Relying on Swearingen v. Byrne (1977) 67 Cal.App.3d 580, 136 Cal.Rptr. 736 and Ingebretsen v. McNamer (1982) 137 Cal.App.3d 957, 187 Cal.Rptr. 529, Metzger argues case law supports his position the new exemption amount should be applied here. In Swearingen, the reviewing court held a judgment does not create a lien against homestead property; the lien is not created until execution because homestead property is exempt from execution. (Swearingen v. Byrne, supra, 67 Cal.App.3d at p. 584, 136 Cal.Rptr. 736.) However, under the law at the time Swearingen was decided, the homestead exemption was applicable only if a declaration of homestead was filed before judgment. (See former Civ.Code, § 1241.) This provision was amended effective July 1, 1983, to permit the filing of a declaration of homestead at any time. (Stats.1982, ch. 497, § 8; §§ 704.710–704.850, 704.920, 704.950.) The question of retroactive effect of a change in the exemption amount was not considered in Swearingen.

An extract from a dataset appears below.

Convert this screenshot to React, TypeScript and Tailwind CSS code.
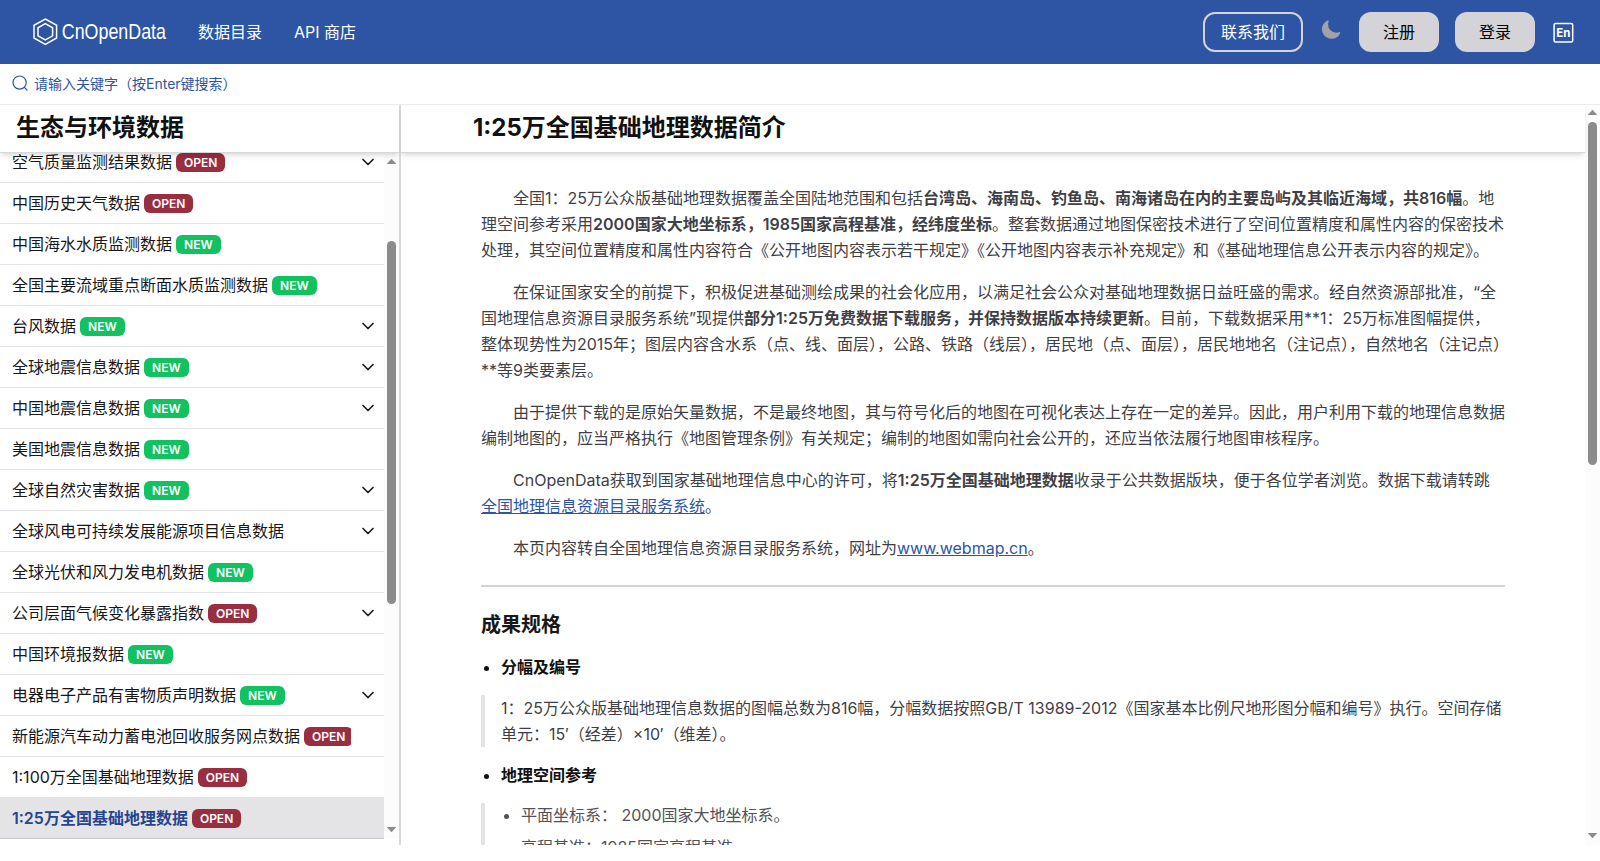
import type { ReactNode } from "react";
import { ChevronDown } from "lucide-react";

type Tag = "NEW" | "OPEN";

interface Entry {
  label: string;
  tag?: Tag;
  expandable?: boolean;
  active?: boolean;
}

const entries: Entry[] = [
  { label: "空气质量监测结果数据", tag: "OPEN", expandable: true },
  { label: "中国历史天气数据", tag: "OPEN" },
  { label: "中国海水水质监测数据", tag: "NEW" },
  { label: "全国主要流域重点断面水质监测数据", tag: "NEW" },
  { label: "台风数据", tag: "NEW", expandable: true },
  { label: "全球地震信息数据", tag: "NEW", expandable: true },
  { label: "中国地震信息数据", tag: "NEW", expandable: true },
  { label: "美国地震信息数据", tag: "NEW" },
  { label: "全球自然灾害数据", tag: "NEW", expandable: true },
  { label: "全球风电可持续发展能源项目信息数据", expandable: true },
  { label: "全球光伏和风力发电机数据", tag: "NEW" },
  { label: "公司层面气候变化暴露指数", tag: "OPEN", expandable: true },
  { label: "中国环境报数据", tag: "NEW" },
  { label: "电器电子产品有害物质声明数据", tag: "NEW", expandable: true },
  { label: "新能源汽车动力蓄电池回收服务网点数据", tag: "OPEN" },
  { label: "1:100万全国基础地理数据", tag: "OPEN" },
  { label: "1:25万全国基础地理数据", tag: "OPEN", active: true },
];

function Logo() {
  return (
    <svg width="142" height="32" viewBox="0 0 142 32" className="block" aria-label="CnOpenData">
      <g fill="none" stroke="#fff" strokeLinejoin="miter">
        <path d="M13.3 3 L24.6 9.3 V22 L13.3 28.4 L2 22 V9.3 Z" strokeWidth="1.5" />
        <path d="M13.3 7.6 L20.6 11.8 V19.8 L13.3 24 L6 19.8 V11.8 Z" strokeWidth="1.5" />
      </g>
      <text
        x="29.8"
        y="23.4"
        fill="#fff"
        fontSize="22.5"
        textLength="104.2"
        lengthAdjust="spacingAndGlyphs"
        className="font-['Liberation_Sans',sans-serif]"
      >
        CnOpenData
      </text>
    </svg>
  );
}

function Header() {
  return (
    <header className="flex h-16 shrink-0 items-center bg-[#2d55a4] pl-8 pr-[25px] text-base text-white">
      <Logo />
      <nav className="ml-6 flex gap-8">
        <a>数据目录</a>
        <a>API 商店</a>
      </nav>
      <div className="ml-auto flex items-center gap-4">
        <button className="h-10 w-[100px] rounded-xl border-2 border-[#d4d4d8]">联系我们</button>
        <svg width="24" height="24" viewBox="-1.08 -1.3 26.67 26.67" className="mb-1" aria-hidden="true">
          <path
            fill="#a1a1aa"
            fillRule="evenodd"
            d="M9.528 1.718a.75.75 0 0 1 .162.819A8.97 8.97 0 0 0 9 6a9 9 0 0 0 9 9 8.97 8.97 0 0 0 3.463-.69.75.75 0 0 1 .981.98 10.503 10.503 0 0 1-9.694 6.46c-5.799 0-10.5-4.7-10.5-10.5 0-4.368 2.667-8.112 6.46-9.694a.75.75 0 0 1 .818.162Z"
          />
        </svg>
        <button className="h-10 w-20 rounded-xl bg-[#d4d4d8] text-black">注册</button>
        <button className="h-10 w-20 rounded-xl bg-[#d4d4d8] text-black">登录</button>
        <svg width="24" height="24" viewBox="0 0 24 24" aria-label="En">
          <rect x="3.1" y="3.4" width="18.6" height="18.6" rx="1.6" fill="none" stroke="#fff" strokeWidth="1.5" />
          <text x="12.3" y="16.8" fill="#fff" fontSize="11.5" fontWeight="700" textAnchor="middle">
            En
          </text>
        </svg>
      </div>
    </header>
  );
}

function Scrollbar({ children }: { children: ReactNode }) {
  return (
    <div className="flex w-[15px] shrink-0 flex-col items-center bg-[#fcfcfc] pb-[7px] pt-1.5">
      <svg width="9" height="5" viewBox="0 0 9 5" className="shrink-0" aria-hidden="true">
        <path d="M4.5 0 L9 5 H0 Z" fill="#8b8b8b" stroke="#8b8b8b" strokeWidth="0.5" />
      </svg>
      {children}
      <svg width="9" height="5" viewBox="0 0 9 5" className="mt-auto shrink-0" aria-hidden="true">
        <path d="M4.5 5 L9 0 H0 Z" fill="#8b8b8b" stroke="#8b8b8b" strokeWidth="0.5" />
      </svg>
    </div>
  );
}

function Badge({ tag }: { tag: Tag }) {
  return (
    <span
      className={
        "ml-1 mt-px flex h-[19px] shrink-0 items-center rounded-md px-2 pt-px text-xs font-semibold leading-none text-white " +
        (tag === "NEW" ? "bg-[#12c15f]" : "bg-[#982e40]")
      }
    >
      {tag}
    </span>
  );
}

function Sidebar() {
  return (
    <aside className="flex w-[401px] shrink-0 flex-col border-r-2 border-[#d8d8da]">
      <h2 className="z-10 flex h-[49px] shrink-0 items-center border-b border-[#d8d8da] bg-white pl-4 text-2xl font-bold text-[#111] shadow-md">
        生态与环境数据
      </h2>
      <div className="flex h-[686px] overflow-hidden">
        <ul className="-mt-[11px] min-w-0 flex-1">
          {entries.map((e) => (
            <li
              key={e.label}
              className={
                "flex h-[41px] items-center border-b pl-3 pr-1.5 " +
                (e.active
                  ? "border-[#c6c6c9] bg-[#e4e4e7] font-semibold text-[#26458f]"
                  : "border-[#e4e4e7] text-[#18181b]")
              }
            >
              <div className="flex w-[339px] items-center overflow-hidden whitespace-nowrap">
                <span>{e.label}</span>
                {e.tag && <Badge tag={e.tag} />}
              </div>
              {e.expandable && <ChevronDown className="ml-auto size-5 text-[#18181b]" strokeWidth={2} />}
            </li>
          ))}
        </ul>
        <Scrollbar>
          <div className="mt-[77px] h-[363px] w-[9px] rounded-full bg-[#8b8b8b]" />
        </Scrollbar>
      </div>
    </aside>
  );
}

function Article() {
  return (
    <div className="mx-auto w-[1024px] pt-8 leading-[26px] text-[#3f3f46]">
      <div className="flex flex-col gap-4 [&>p]:indent-8">
        <p>
          全国1：25万公众版基础地理数据覆盖全国陆地范围和包括
          <strong className="font-semibold">
            台湾岛、海南岛、钓鱼岛、南海诸岛在内的主要岛屿及其临近海域，共816幅
          </strong>
          。地理空间参考采用
          <strong className="font-semibold">2000国家大地坐标系，1985国家高程基准，经纬度坐标</strong>
          。整套数据通过地图保密技术进行了空间位置精度和属性内容的保密技术处理，其空间位置精度和属性内容符合《公开地图内容表示若干规定》《公开地图内容表示补充规定》和《基础地理信息公开表示内容的规定》。
        </p>
        <p>
          在保证国家安全的前提下，积极促进基础测绘成果的社会化应用，以满足社会公众对基础地理数据日益旺盛的需求。经自然资源部批准，“全国地理信息资源目录服务系统”现提供
          <strong className="font-semibold">部分1:25万免费数据下载服务，并保持数据版本持续更新</strong>
          。目前，下载数据采用**1：25万标准图幅提供，整体现势性为2015年；图层内容含水系（点、线、面层），公路、铁路（线层），居民地（点、面层），居民地地名（注记点），自然地名（注记点）**等9类要素层。
        </p>
        <p>
          由于提供下载的是原始矢量数据，不是最终地图，其与符号化后的地图在可视化表达上存在一定的差异。因此，用户利用下载的地理信息数据编制地图的，应当严格执行《地图管理条例》有关规定；编制的地图如需向社会公开的，还应当依法履行地图审核程序。
        </p>
        <p>
          CnOpenData获取到国家基础地理信息中心的许可，将
          <strong className="font-semibold">1:25万全国基础地理数据</strong>
          收录于公共数据版块，便于各位学者浏览。数据下载请转跳
          <a className="text-[#2d55a4] underline">全国地理信息资源目录服务系统</a>。
        </p>
        <p>
          本页内容转自全国地理信息资源目录服务系统，网址为
          <a className="text-[#2d55a4] underline">www.webmap.cn</a>。
        </p>
      </div>
      <hr className="my-6 border-t-2 border-[#d4d4d8]" />
      <h3 className="mb-[15px] text-xl font-semibold leading-7 text-[#18181b]">成果规格</h3>
      <ul className="list-disc pl-5 font-semibold text-[#111]">
        <li>分幅及编号</li>
      </ul>
      <blockquote className="my-[15px] border-l-4 border-[#e4e4e7] pl-4">
        1：25万公众版基础地理信息数据的图幅总数为816幅，分幅数据按照GB/T 13989-2012《国家基本比例尺地形图分幅和编号》执行。空间存储单元：15′（经差）×10′（维差）。
      </blockquote>
      <ul className="list-disc pl-5 font-semibold text-[#111]">
        <li>地理空间参考</li>
      </ul>
      <blockquote className="mt-[15px] flow-root border-l-4 border-[#e4e4e7] pl-4 text-[#52525b]">
        <ul className="-mt-px flex list-disc flex-col gap-1.5 pl-5">
          <li>平面坐标系： 2000国家大地坐标系。</li>
          <li>高程基准：1985国家高程基准。</li>
        </ul>
      </blockquote>
    </div>
  );
}

export default function App() {
  return (
    <div
      lang="zh-CN"
      className="flex h-[861px] w-[1600px] flex-col overflow-hidden bg-white font-['Inter','Noto_Sans_CJK_SC',sans-serif] text-base"
    >
      <Header />
      <div className="z-20 flex h-[41px] shrink-0 items-center gap-1.5 border-b border-[#ececee] bg-white pl-3 text-sm text-[#2d55a4]">
        <svg
          width="16"
          height="16"
          viewBox="0 0 16 16"
          fill="none"
          stroke="currentColor"
          strokeWidth="1.2"
          className="mb-0.5"
          aria-hidden="true"
        >
          <circle cx="7.6" cy="7.6" r="6.6" />
          <path d="M12.4 12.4 L15 15" strokeLinecap="round" />
        </svg>
        <span>请输入关键字（按Enter键搜索）</span>
      </div>
      <div className="-mt-px flex h-[741px] shrink-0">
        <Sidebar />
        <main className="flex min-w-0 flex-1 overflow-hidden">
          <div className="flex min-w-0 flex-1 flex-col">
            <h1 className="z-10 flex h-[49px] shrink-0 items-center border-b border-[#d8d8da] bg-white pl-[72px] text-2xl font-bold text-[#111] shadow-md">
              1:25万全国基础地理数据简介
            </h1>
            <Article />
          </div>
          <Scrollbar>
            <div className="mt-[7px] h-[343px] w-[9px] rounded-full bg-[#8b8b8b]" />
          </Scrollbar>
        </main>
      </div>
    </div>
  );
}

In Ingebretsen, the reviewing court held the exemption amount at the time of sale rather than the amount at the time the lien was created controls the amount protected by the homestead. Like Swearingen, Ingebretsen was decided before the 1983 changes in the homestead law. In Ingebretsen, the court relied on Civil Code sections 1240 through 1269. Effective July 1, 1983, these sections were repealed and replaced with section 704.910 et seq. Section 704.965, discussed above, clearly says changes in the amount of the homestead exemption do not apply if the creditor obtains the lien before the operative date of the change.
The trial court did not err in allowing a $45,000 exemption on the property.
1. These facts are from the briefs and superior court file. The transcripts are nearly devoid of facts.
2. All statutory references are to the Code of Civil Procedure unless otherwise specified.
3. A lien on real property is created by recording an abstract of judgment (§ 697.310).
TODD, Associate Justice.
KREMER, P.J., and HUFFMAN, J., concur.